Maynard, have you seen these recently published patents on prediction?
Would be curious to hear your analysis and how these relate to the state of the art.
Woah, those are really strange! I need some time to read through them fully and figure out what they mean.
As is frequently the case, there seem to be two separate ideas bundled into one patent. (I don't think is malicious on anyone's part; it's just that engineers have limited time to talk to the lawyers, and the lawyers are not competent/confident to split a dump of "here's how we changed X" into two or more separate individual concepts.)
So the more obvious idea is to add to the Prefetch and Address Generation stages of the front end a dedicated "fully-biased" predictor to catch the (surprisingly common) cases of branches that always go in the same direction. [eg things like "if (divisor!=0)" or "if(error condition)" ]
This probably allows these address generation stages to be a little larger, and saves some power (we don't need to run the TAGE machinery subsequent to the address generation to confirm the prediction). It's "fairly obvious" (which doesn't mean I thought of it! but means once I see it, it's clearly "oh yeah, that makes sense, neat idea").
Along with that there's a very weird idea, unlike anything I have ever seen discussed anywhere else, for how to handle mispredicted branches. I really have to think a lot about how it might work; right now I have no real idea.
(One possibility is that it implements an idea I have suggested elsewhere of snipping out short segments of mispredicted code. Consider something like
if(condition){ three instructions }
The traditional prediction/fetch mechanism would, at address generation, effectively predict the condition true and and then either load the trace of the three instructions, so the instruction stream looks like {conditional branch, three instructions, next instruction},
or predict it false and not load the trace, so the instruction stream looks like {conditional branch, next instruction}.
But that's suboptimal with an Apple-type design! Better is not to care about these sorts of branches (conditional followed by up to about 3 or 4 instructions). Just generate the instruction stream as {conditional branch, three instructions, next instruction} and let TAGE (which is a much better predictor than the Fetch Address predictor) decide the condition of the branch. Then mark the three instructions, if they are not to be executed, as NOPs, and drop them in the transfer between Instruction Queue and Decode.

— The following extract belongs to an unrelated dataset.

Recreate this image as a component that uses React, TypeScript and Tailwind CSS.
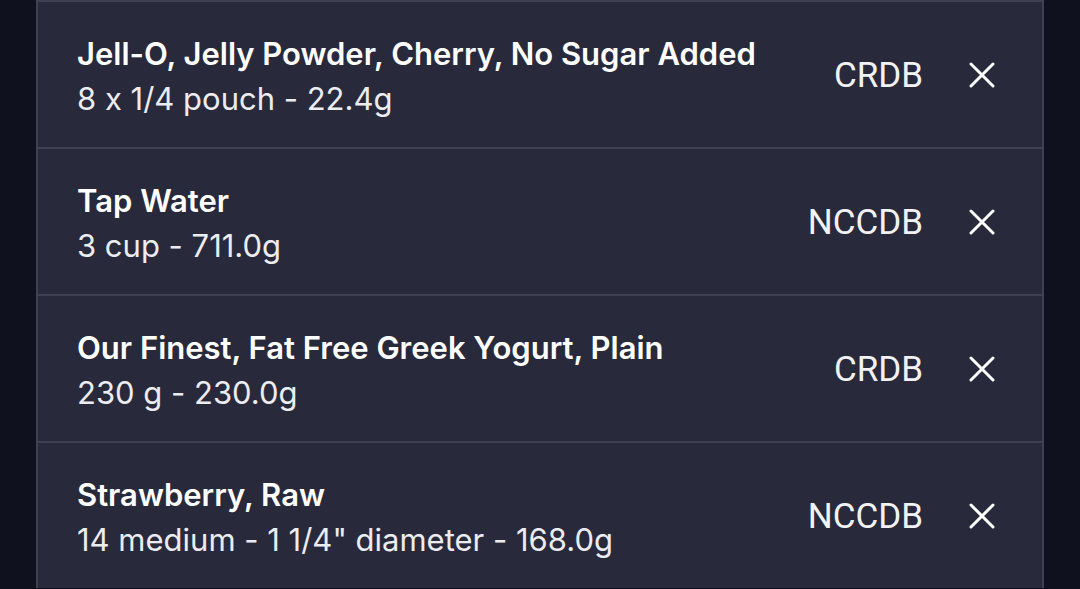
import React from "react";

type Entry = {
  name: string;
  amount: string;
  source: string;
};

const entries: Entry[] = [
  { name: "Jell-O, Jelly Powder, Cherry, No Sugar Added", amount: "8 x 1/4 pouch - 22.4g", source: "CRDB" },
  { name: "Tap Water", amount: "3 cup - 711.0g", source: "NCCDB" },
  { name: "Our Finest, Fat Free Greek Yogurt, Plain", amount: "230 g - 230.0g", source: "CRDB" },
  { name: "Strawberry, Raw", amount: '14 medium - 1 1/4" diameter - 168.0g', source: "NCCDB" },
];

function CloseIcon() {
  return (
    <svg width="26" height="26" viewBox="0 0 26 26" fill="none" stroke="currentColor" strokeWidth="3" strokeLinecap="round">
      <path d="M2 2 L24 24 M24 2 L2 24" />
    </svg>
  );
}

export default function App(): React.ReactElement {
  return (
    <div className="h-[589px] overflow-hidden bg-[#10111f]">
      <ul className="mx-[36px] border-x-2 border-[#3e4054] bg-[#282a3b]">
        {entries.map((e) => (
          <li
            key={e.name}
            className="flex h-[147px] items-center border-t-2 border-[#3e4054] pl-[39px] pr-[47px] text-white"
          >
            <div className="flex-1 pt-[4px] font-['Inter',sans-serif] [font-feature-settings:'calt'_0]">
              <p className="text-[31px] font-semibold leading-[44px]">{e.name}</p>
              <p className="text-[31px] font-normal leading-[46px] text-[#ececf1]">{e.amount}</p>
            </div>
            <span className="pt-[4px] font-['Roboto',sans-serif] text-[35px] text-[#f2f2f5]">{e.source}</span>
            <button className="ml-[46px] text-white">
              <CloseIcon />
            </button>
          </li>
        ))}
      </ul>
    </div>
  );
}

I don't believe Apple (or anyone else) does this yet, though they should! It's POSSIBLE that the mechanism they describe essentially does something like this. It seems more heavyweight, more overhead and energy than what I have described, but maybe there are some advantages to balance that? Anyway I need to look at this much more carefully.
How did you discover these? I have my ways of looking for new technical patents (basically following up on the names on previous patents) but it's not very streamlined or efficient for discovering new patents as they come in; so sometimes it's a year before I find something new.
And doing a search for all "new" Apple patents is hopeless, you get lost in a stream of design patents, or OS patents, or just general stuff of much less interest to me.
There is a new edition of my PDFs coming out soon. (The goal would be to release it just before the next iPhone event, we'll see. The main new stuff is a new GPU volume, plus a quick update to the previous 5 volumes covering every new patent I've discovered in the past year; the above two will of course go into that!)